Reporters Without Borders responded on Wednesday, June 18, to prison sentences issued against three Iranian journalists: Shahram Safaei, Keyvan Samimi Bahabadi, and Khosro Sadeqi Borujeni since the beginning of 2020, detailing the verdicts handed down.

According to the organization, Khosro Sadeqi Borujeni, a journalist and member of the Free Journalists Association of Tehran, was informed on June 24 that Branch 36 of the Court of Appeals sentenced him to 7 years in prison. Additionally, Shahram Safaei, administrator of the Ravizhpress Telegram channel, was sentenced on the same date by Branch 101 of the Criminal Court of Kermanshah to 91 days in prison.

According to the report, Khosro Sadeqi Borujeni was convicted on charges including “insulting the founder of the Islamic Republic,” “propaganda against the regime,” and “assembly and conspiracy against internal and external security,” while Shahram Safaei was convicted on charges such as “publishing false information” and “disturbing public opinion, making people skeptical of the clerical establishment and Qom seminary” and “publishing COVID-19 patient statistics.”

The organization described Keyvan Samimi Bahabadi as “a prominent figure in Iranian journalism” and noted that he had been imprisoned previously. According to the report, Branch 26 of the Tehran Revolutionary Court sentenced this Iranian journalist on June 24 to serve 3 years in prison.

Reporters Without Borders, while condemning the sentences issued against these three Iranian journalists, condemned the systematic issuance of prison sentences for journalists in Iran.

These sentences have been issued against these Iranian journalists since the beginning of 2020, at a time when the condition of Iranian prisons due to the spread of COVID-19 has been reported as concerning, and previously news regarding the spread of this virus in Iranian prisons and the Iranian government authorities’ obstruction of the release or granting of furloughs to some political and civil prisoners had been published by media outlets and human rights organizations.

The Islamic Republic of Iran has continuously faced criticism for suppressing media and imprisoning journalists. Reporters Without Borders announced in mid-May 2020 in a report titled “World Press Freedom Index 2020” that Iran ranks 173rd among 180 countries.
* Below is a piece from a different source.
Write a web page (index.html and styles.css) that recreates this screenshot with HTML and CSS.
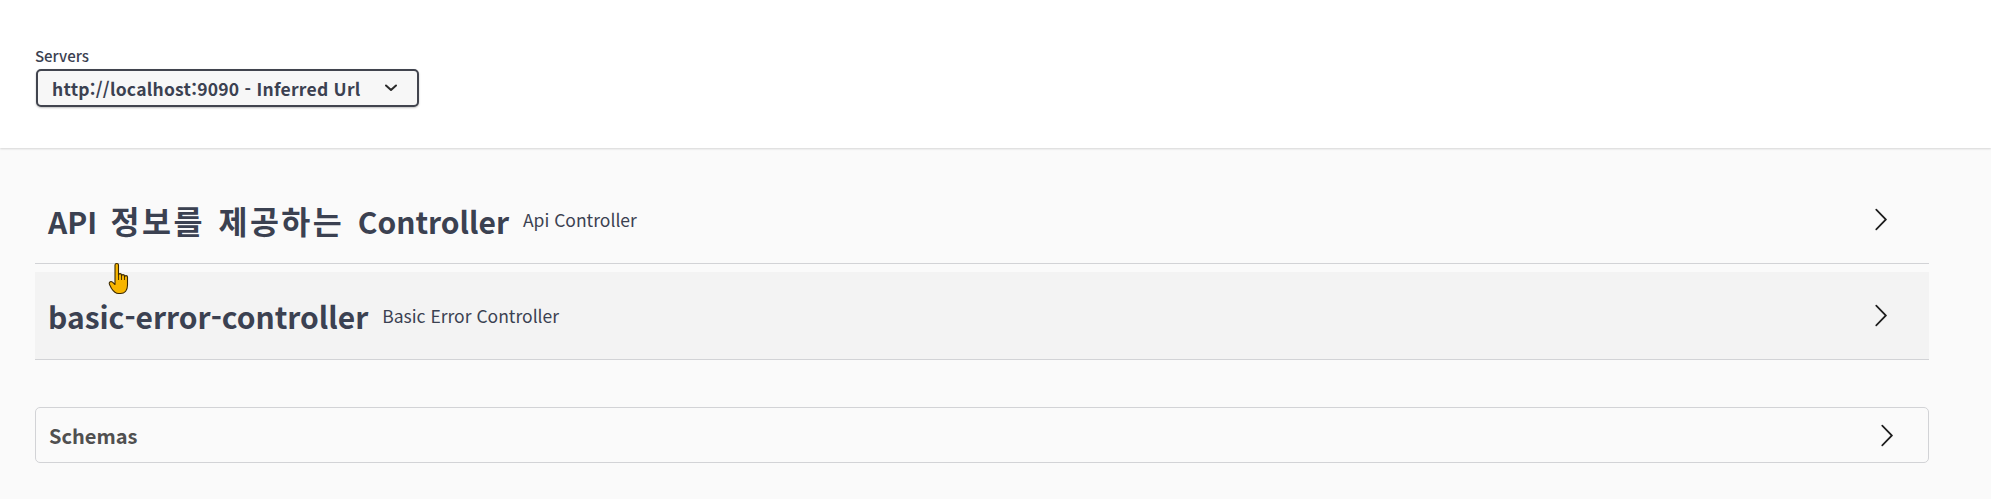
FILE: index.html
```html
<!DOCTYPE html>
<html lang="ko">
<head>
<meta charset="utf-8">
<title>Swagger UI</title>
<link rel="stylesheet" href="styles.css">
</head>
<body>
<div class="scheme-container">
  <div class="servers">
    <span class="servers-title">Servers</span>
    <div class="select">
      <span class="select-value">http://localhost:9090 - Inferred Url</span>
      <svg class="select-arrow" width="12" height="8" viewBox="0 0 12 8"><path d="M1 1.5 L6 6 L11 1.5" fill="none" stroke="#2b2b2b" stroke-width="2" stroke-linecap="round" stroke-linejoin="round"/></svg>
    </div>
  </div>
</div>

<div class="content">
  <section class="tag-section">
    <h3 class="tag">
      <span class="tag-name tag-name-ko">API <span class="ko">정보를</span> <span class="ko">제공하는</span> Controller</span>
      <small class="tag-desc">Api Controller</small>
      <span class="spacer"></span>
      <svg class="arrow" width="25" height="25" viewBox="0 0 20 20"><path d="M13.25 10L6.109 2.58a.697.697 0 0 1 0-.979.68.68 0 0 1 .969 0l7.83 7.908a.697.697 0 0 1 0 .979l-7.83 7.908c-.268.271-.701.271-.969 0a.697.697 0 0 1 0-.979L13.25 10z" fill="#1d1d1d"/></svg>
    </h3>
  </section>
  <section class="tag-section">
    <h3 class="tag tag-hover">
      <span class="tag-name">basic-error-controller</span>
      <small class="tag-desc">Basic Error Controller</small>
      <span class="spacer"></span>
      <svg class="arrow" width="25" height="25" viewBox="0 0 20 20"><path d="M13.25 10L6.109 2.58a.697.697 0 0 1 0-.979.68.68 0 0 1 .969 0l7.83 7.908a.697.697 0 0 1 0 .979l-7.83 7.908c-.268.271-.701.271-.969 0a.697.697 0 0 1 0-.979L13.25 10z" fill="#1d1d1d"/></svg>
    </h3>
  </section>

  <section class="models">
    <h4 class="models-title">
      <span>Schemas</span>
      <span class="spacer"></span>
      <svg class="arrow" width="25" height="25" viewBox="0 0 20 20"><path d="M13.25 10L6.109 2.58a.697.697 0 0 1 0-.979.68.68 0 0 1 .969 0l7.83 7.908a.697.697 0 0 1 0 .979l-7.83 7.908c-.268.271-.701.271-.969 0a.697.697 0 0 1 0-.979L13.25 10z" fill="#1d1d1d"/></svg>
    </h4>
  </section>
</div>

<svg class="cursor" width="24" height="34" viewBox="0 0 24 34"><path d="M7 3 C7 1 10.5 1 10.5 3 L10.5 13 C10.5 11.2 13.5 11.2 13.5 13 L13.5 14 C13.5 12.2 16.5 12.2 16.5 14 L16.5 15 C16.5 13.2 19.5 13.2 19.5 15 L19.5 23 C19.5 28.5 16.5 31.5 12.5 31.5 L10.5 31.5 C7.5 31.5 5.5 29.5 3.5 26.5 L1.5 22.5 C0.5 20.5 2.5 18.5 4.5 20.2 L7 22.5 Z" fill="#f7b500" stroke="#3a2800" stroke-width="1.1" stroke-linejoin="round"/><path d="M10.5 13 L10.5 18 M13.5 14 L13.5 18 M16.5 15 L16.5 18" stroke="#3a2800" stroke-width="0.9" fill="none"/></svg>
</body>
</html>
```

FILE: styles.css
```css
html, body {
  margin: 0;
  padding: 0;
}

body {
  background: #fafafa;
  font-family: "Noto Sans CJK KR", "Noto Sans", sans-serif;
  color: #3b4151;
  position: relative;
  min-height: 499px;
}

.scheme-container {
  background: #ffffff;
  height: 148px;
  box-sizing: border-box;
  padding: 45px 0 0 35px;
  box-shadow: 0 1px 2px 0 rgba(0, 0, 0, 0.15);
}

.servers {
  display: flex;
  flex-direction: column;
  align-items: flex-start;
}

.servers-title {
  font-size: 15px;
  font-weight: 500;
  line-height: 22px;
  color: #3b4151;
  margin-bottom: 2px;
}

.select {
  display: flex;
  align-items: center;
  width: 383px;
  height: 38px;
  box-sizing: border-box;
  margin-left: 1px;
  border: 2px solid #41444e;
  border-radius: 5px;
  background: #f7f7f7;
  box-shadow: 0 1px 2px 0 rgba(0, 0, 0, 0.25);
  padding: 0 0 0 14px;
}

.select-value {
  font-size: 17.5px;
  font-weight: 700;
  letter-spacing: 0.25px;
  color: #3b4151;
  white-space: nowrap;
  width: 333px;
}

.select-arrow {
  display: block;
}

.content {
  padding: 28px 62px 0 35px;
}

.tag-section {
  margin: 0;
}

.tag {
  display: flex;
  align-items: center;
  height: 88px;
  box-sizing: border-box;
  margin: 0 0 8px 0;
  padding: 0 36px 0 13px;
  border-bottom: 1px solid #d2d3d6;
}

.tag-hover {
  background: #f3f3f3;
}

.tag-name {
  font-size: 30px;
  font-weight: 700;
  color: #3b4151;
  white-space: nowrap;
}

.tag-name-ko {
  word-spacing: 5px;
}

.ko {
  font-size: 31.5px;
  letter-spacing: 2.5px;
}

.tag-desc {
  font-size: 17.5px;
  font-weight: 400;
  color: #3b4151;
  margin-left: 14px;
  white-space: nowrap;
}

.spacer {
  flex: 1;
}

.arrow {
  display: block;
}

.models {
  margin-top: 47px;
}

.models-title {
  display: flex;
  align-items: center;
  margin: 0;
  height: 56px;
  box-sizing: border-box;
  padding: 0 29px 0 13px;
  border: 1px solid #d2d3d6;
  border-radius: 5px;
  background: #fafafa;
  font-size: 20px;
  font-weight: 700;
  color: #505050;
}

.cursor {
  position: absolute;
  left: 108px;
  top: 262px;
}
```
Previously, the U.S. State Department published posts titled “40 Years of Unfulfilled Promises” by the Islamic Republic on its Persian Twitter account, writing about corruption, lack of freedom of speech, lack of justice, and unfulfilled economic promises by officials of the Islamic Republic.

In these tweets, the U.S. State Department wrote: “Forty years ago, Ayatollah Khomeini promised freedom of speech and press freedom. Today, Iran has one of the most repressed media spaces. The ruling regime has only brought forty years of failure.”